*Stored data*:
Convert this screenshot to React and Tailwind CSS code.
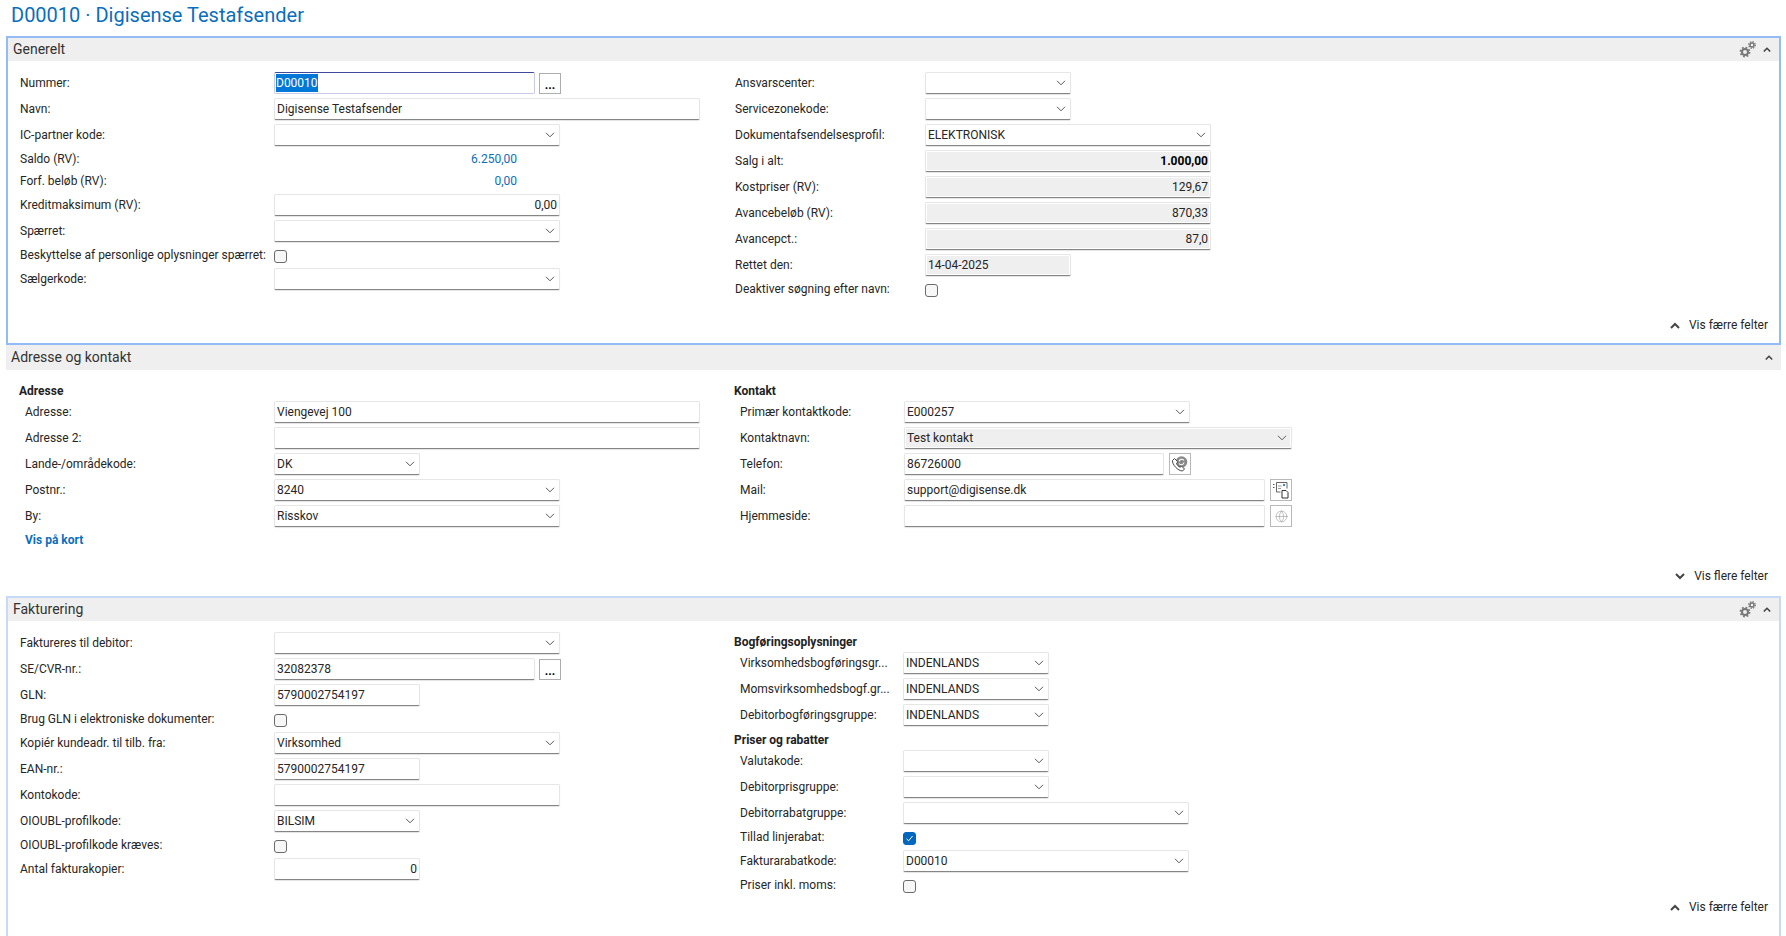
import { Globe } from 'lucide-react'

const down = <svg width="10" height="6" viewBox="0 0 10 6" fill="none" stroke="#555" strokeWidth="1"><path d="M1 .8 5 4.8 9 .8" /></svg>

function Chev({ up, w = 10 }) {
  return (
    <svg width={w} height="7" viewBox="0 0 10 7" fill="none" stroke="#444" strokeWidth="2">
      <path d={up ? 'M1 6 5 2 9 6' : 'M1 1 5 5 9 1'} />
    </svg>
  )
}

function Gears() {
  return (
    <svg width="17" height="17" viewBox="0 0 17 17" fill="none" stroke="#777">
      <circle cx="6" cy="11" r="3" strokeWidth="2" />
      <circle cx="6" cy="11" r="4.6" strokeWidth="1.6" strokeDasharray="1.8 1.8" />
      <circle cx="13" cy="4" r="2" strokeWidth="1.5" />
      <circle cx="13" cy="4" r="3.3" strokeWidth="1.3" strokeDasharray="1.4 1.2" />
    </svg>
  )
}

function Box({ w, right, grey, bold, chevron, children }) {
  return (
    <div className={`${w} h-[22px] shrink-0 border border-[#e6e6e6] border-b-[#858585] rounded-[2px] bg-white p-px shadow-[0_1px_1px_#e4e4e4]`}>
      <div className={`h-full flex items-center justify-between pl-[1px] pr-[1px] ${grey ? 'bg-[#efefef]' : ''} ${right ? 'justify-end' : ''} ${bold ? 'font-bold text-black' : ''}`}>
        <span className="whitespace-nowrap">{children}</span>
        {chevron && <span className="mr-[2px] flex">{down}</span>}
      </div>
    </div>
  )
}

function Row({ label, lw, h = 'h-[22px]', children }) {
  return (
    <div className={`flex items-center ${h}`}>
      <div className={`${lw} shrink-0 whitespace-nowrap`}>{label}</div>
      {children}
    </div>
  )
}

function Check({ on }) {
  return (
    <div className={`w-[13px] h-[13px] mt-[2px] rounded-[3px] border flex items-center justify-center ${on ? 'bg-[#0067c0] border-[#0067c0]' : 'bg-[#f7f7f7] border-[#6b6b6b]'}`}>
      {on && <svg width="9" height="9" viewBox="0 0 9 9" fill="none" stroke="#fff" strokeWidth="1"><path d="M1.5 4.8 3.6 6.8 7.6 2" /></svg>}
    </div>
  )
}

function Dots() {
  return <div className="ml-[4px] w-[22px] h-[21px] mt-px border border-[#adadad] bg-white flex items-end justify-center font-bold text-[12px] leading-[16px] text-black">...</div>
}

function IconBtn({ children }) {
  return <div className="ml-[5px] w-[22px] h-[22px] border border-[#b9b9b9] bg-white flex items-center justify-center">{children}</div>
}

function Header({ title, gears, h = 'h-[23px]' }) {
  return (
    <div className={`${h} bg-[#efefef] flex items-center justify-between pl-[5px] pr-[8px]`}>
      <span className="text-[14px] text-[#333]">{title}</span>
      <div className="flex items-center gap-[7px]">
        {gears && <Gears />}
        <Chev up w={8} />
      </div>
    </div>
  )
}

function More({ label, up, className }) {
  return (
    <div className={`flex items-center justify-end gap-[9px] h-[18px] mt-auto ${className}`}>
      <Chev up={up} />
      <span>{label}</span>
    </div>
  )
}

function Heading({ children, className = '' }) {
  return <div className={`h-[18px] flex items-center font-bold text-[#222] ${className}`}>{children}</div>
}

const L1 = 'w-[254px]'
const R1 = 'w-[190px]'
const L2 = 'w-[249px]'
const R2 = 'w-[164px]'
const R3 = 'w-[163px]'

export default function App() {
  return (
    <div className="h-[936px] overflow-hidden bg-white text-[12px] text-[#262626] font-['Roboto',sans-serif]">
      <div className="h-[36px] pl-[11px] pb-[6px] flex items-center text-[20px] text-[#0a6ebd]">D00010 · Digisense Testafsender</div>
      <div className="pl-[6px] pr-[5px]">
        {/* Generelt */}
        <section className="h-[309px] border-2 border-[#93bbf5] flex flex-col">
          <Header title="Generelt" gears />
          <div className="flex pt-[11px]">
            <div className="w-[727px] pl-[12px] flex flex-col gap-1">
              <Row label="Nummer:" lw={L1}>
                <div className="w-[261px] h-[22px] border border-[#c9c9ea] border-t-[#3f4a9e] rounded-[2px] bg-white flex items-center pl-[1px]">
                  <span className="bg-[#0078d7] text-white">D00010</span>
                </div>
                <Dots />
              </Row>
              <Row label="Navn:" lw={L1}><Box w="w-[426px]">Digisense Testafsender</Box></Row>
              <Row label="IC-partner kode:" lw={L1}><Box w="w-[286px]" chevron /></Row>
              <Row label="Saldo (RV):" lw={L1} h="h-[18px]"><div className="w-[243px] text-right text-[#0a6ebd]">6.250,00</div></Row>
              <Row label="Forf. beløb (RV):" lw={L1} h="h-[18px]"><div className="w-[243px] text-right text-[#0a6ebd]">0,00</div></Row>
              <Row label="Kreditmaksimum (RV):" lw={L1}><Box w="w-[286px]" right>0,00</Box></Row>
              <Row label="Spærret:" lw={L1}><Box w="w-[286px]" chevron /></Row>
              <Row label="Beskyttelse af personlige oplysninger spærret:" lw={L1} h="h-[18px]"><Check /></Row>
              <Row label="Sælgerkode:" lw={L1}><Box w="w-[286px]" chevron /></Row>
            </div>
            <div className="flex-1 flex flex-col gap-1">
              <Row label="Ansvarscenter:" lw={R1}><Box w="w-[146px]" chevron /></Row>
              <Row label="Servicezonekode:" lw={R1}><Box w="w-[146px]" chevron /></Row>
              <Row label="Dokumentafsendelsesprofil:" lw={R1}><Box w="w-[286px]" chevron>ELEKTRONISK</Box></Row>
              <Row label="Salg i alt:" lw={R1}><Box w="w-[286px]" grey right bold>1.000,00</Box></Row>
              <Row label="Kostpriser (RV):" lw={R1}><Box w="w-[286px]" grey right>129,67</Box></Row>
              <Row label="Avancebeløb (RV):" lw={R1}><Box w="w-[286px]" grey right>870,33</Box></Row>
              <Row label="Avancepct.:" lw={R1}><Box w="w-[286px]" grey right>87,0</Box></Row>
              <Row label="Rettet den:" lw={R1}><Box w="w-[146px]" grey>14-04-2025</Box></Row>
              <Row label="Deaktiver søgning efter navn:" lw={R1} h="h-[18px]"><Check /></Row>
            </div>
          </div>
          <More label="Vis færre felter" up className="mb-[9px] pr-[11px]" />
        </section>

        {/* Adresse og kontakt */}
        <section className="h-[251px] flex flex-col">
          <Header title="Adresse og kontakt" h="h-[25px]" />
          <div className="flex pt-[12px]">
            <div className="w-[728px] pl-[13px]">
              <Heading className="mb-px">Adresse</Heading>
              <div className="pl-[6px] flex flex-col gap-1">
                <Row label="Adresse:" lw={L2}><Box w="w-[426px]">Viengevej 100</Box></Row>
                <Row label="Adresse 2:" lw={L2}><Box w="w-[426px]" /></Row>
                <Row label="Lande-/områdekode:" lw={L2}><Box w="w-[146px]" chevron>DK</Box></Row>
                <Row label="Postnr.:" lw={L2}><Box w="w-[286px]" chevron>8240</Box></Row>
                <Row label="By:" lw={L2}><Box w="w-[286px]" chevron>Risskov</Box></Row>
                <div className="h-[18px] flex items-center font-bold text-[#0a6ebd]">Vis på kort</div>
              </div>
            </div>
            <div className="flex-1">
              <Heading className="mb-px">Kontakt</Heading>
              <div className="pl-[6px] flex flex-col gap-1">
                <Row label="Primær kontaktkode:" lw={R2}><Box w="w-[286px]" chevron>E000257</Box></Row>
                <Row label="Kontaktnavn:" lw={R2}><Box w="w-[388px]" grey chevron>Test kontakt</Box></Row>
                <Row label="Telefon:" lw={R2}>
                  <Box w="w-[260px]">86726000</Box>
                  <IconBtn>
                    <svg width="18" height="18" viewBox="0 0 18 18" fill="none">
                      <circle cx="10.5" cy="7" r="5.8" fill="#8a8a8a" />
                      <path d="M8 6.5a2.8 2.8 0 0 1 5-1M13 7.5a2.8 2.8 0 0 1-5 1" stroke="#fff" strokeWidth="1.1" />
                      <path d="M3.5 3.5 1.5 5.5c-.5 4 5.5 10.500 10 10.500l2-2-2.800-2.800-1.700 1c-1.500-.6-3-2.200-3.500-3.700l1.300-1.700z" fill="#fff" stroke="#444" strokeWidth="1" strokeLinejoin="round" />
                    </svg>
                  </IconBtn>
                </Row>
                <Row label="Mail:" lw={R2}>
                  <Box w="w-[361px]">support@digisense.dk</Box>
                  <IconBtn>
                    <svg width="18" height="18" viewBox="0 0 18 18" fill="none" stroke="#666" strokeWidth="1">
                      <path d="M1 3.500h1.500M1 6.500h1.500" stroke="#555" />
                      <path d="M4.500 1.500h10.500v6" />
                      <path d="M4.500 1.500v9.500h4" />
                      <rect x="11" y="3" width="2" height="2" fill="#3a87d6" stroke="none" />
                      <path d="M6 5h3.500M6 7.500h3" stroke="#999" />
                      <path d="M10 9.500h4l2 2v5.500h-6z" fill="#fff" stroke="#333" />
                    </svg>
                  </IconBtn>
                </Row>
                <Row label="Hjemmeside:" lw={R2}>
                  <Box w="w-[361px]" />
                  <IconBtn><Globe size={13} strokeWidth={1.2} color="#a0a0a0" /></IconBtn>
                </Row>
              </div>
            </div>
          </div>
          <More label="Vis flere felter" className="mb-[11px] pr-[13px]" />
        </section>

        {/* Fakturering */}
        <section className="h-[340px] border-2 border-b-0 border-[#c6d9f5] flex flex-col">
          <Header title="Fakturering" gears />
          <div className="flex pt-[11px]">
            <div className="w-[726px] pl-[12px] flex flex-col gap-1">
              <Row label="Faktureres til debitor:" lw={L1}><Box w="w-[286px]" chevron /></Row>
              <Row label="SE/CVR-nr.:" lw={L1}><Box w="w-[261px]">32082378</Box><Dots /></Row>
              <Row label="GLN:" lw={L1}><Box w="w-[146px]">5790002754197</Box></Row>
              <Row label="Brug GLN i elektroniske dokumenter:" lw={L1} h="h-[18px]"><Check /></Row>
              <Row label="Kopiér kundeadr. til tilb. fra:" lw={L1}><Box w="w-[286px]" chevron>Virksomhed</Box></Row>
              <Row label="EAN-nr.:" lw={L1}><Box w="w-[146px]">5790002754197</Box></Row>
              <Row label="Kontokode:" lw={L1}><Box w="w-[286px]" /></Row>
              <Row label="OIOUBL-profilkode:" lw={L1}><Box w="w-[146px]" chevron>BILSIM</Box></Row>
              <Row label="OIOUBL-profilkode kræves:" lw={L1} h="h-[18px]"><Check /></Row>
              <Row label="Antal fakturakopier:" lw={L1}><Box w="w-[146px]" right>0</Box></Row>
            </div>
            <div className="flex-1 pt-[1px]">
              <Heading className="mb-px">Bogføringsoplysninger</Heading>
              <div className="pl-[6px] flex flex-col gap-1">
                <Row label="Virksomhedsbogføringsgr..." lw={R3}><Box w="w-[146px]" chevron>INDENLANDS</Box></Row>
                <Row label="Momsvirksomhedsbogf.gr..." lw={R3}><Box w="w-[146px]" chevron>INDENLANDS</Box></Row>
                <Row label="Debitorbogføringsgruppe:" lw={R3}><Box w="w-[146px]" chevron>INDENLANDS</Box></Row>
              </div>
              <Heading className="mt-[5px] mb-px">Priser og rabatter</Heading>
              <div className="pl-[6px] flex flex-col gap-1">
                <Row label="Valutakode:" lw={R3}><Box w="w-[146px]" chevron /></Row>
                <Row label="Debitorprisgruppe:" lw={R3}><Box w="w-[146px]" chevron /></Row>
                <Row label="Debitorrabatgruppe:" lw={R3}><Box w="w-[286px]" chevron /></Row>
                <Row label="Tillad linjerabat:" lw={R3} h="h-[18px]"><Check on /></Row>
                <Row label="Fakturarabatkode:" lw={R3}><Box w="w-[286px]" chevron>D00010</Box></Row>
                <Row label="Priser inkl. moms:" lw={R3} h="h-[18px]"><Check /></Row>
              </div>
            </div>
          </div>
          <More label="Vis færre felter" up className="mb-[20px] pr-[11px]" />
        </section>
      </div>
    </div>
  )
}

*Objective*: Omit the pictures, then repeat exactly each line from the beginning of the listing through the line with "const down = <svg".

*The reply*:
Convert this screenshot to React and Tailwind CSS code.
import { Globe } from 'lucide-react'

const down = <svg width="10" height="6" viewBox="0 0 10 6" fill="none" stroke="#555" strokeWidth="1"><path d="M1 .8 5 4.8 9 .8" /></svg>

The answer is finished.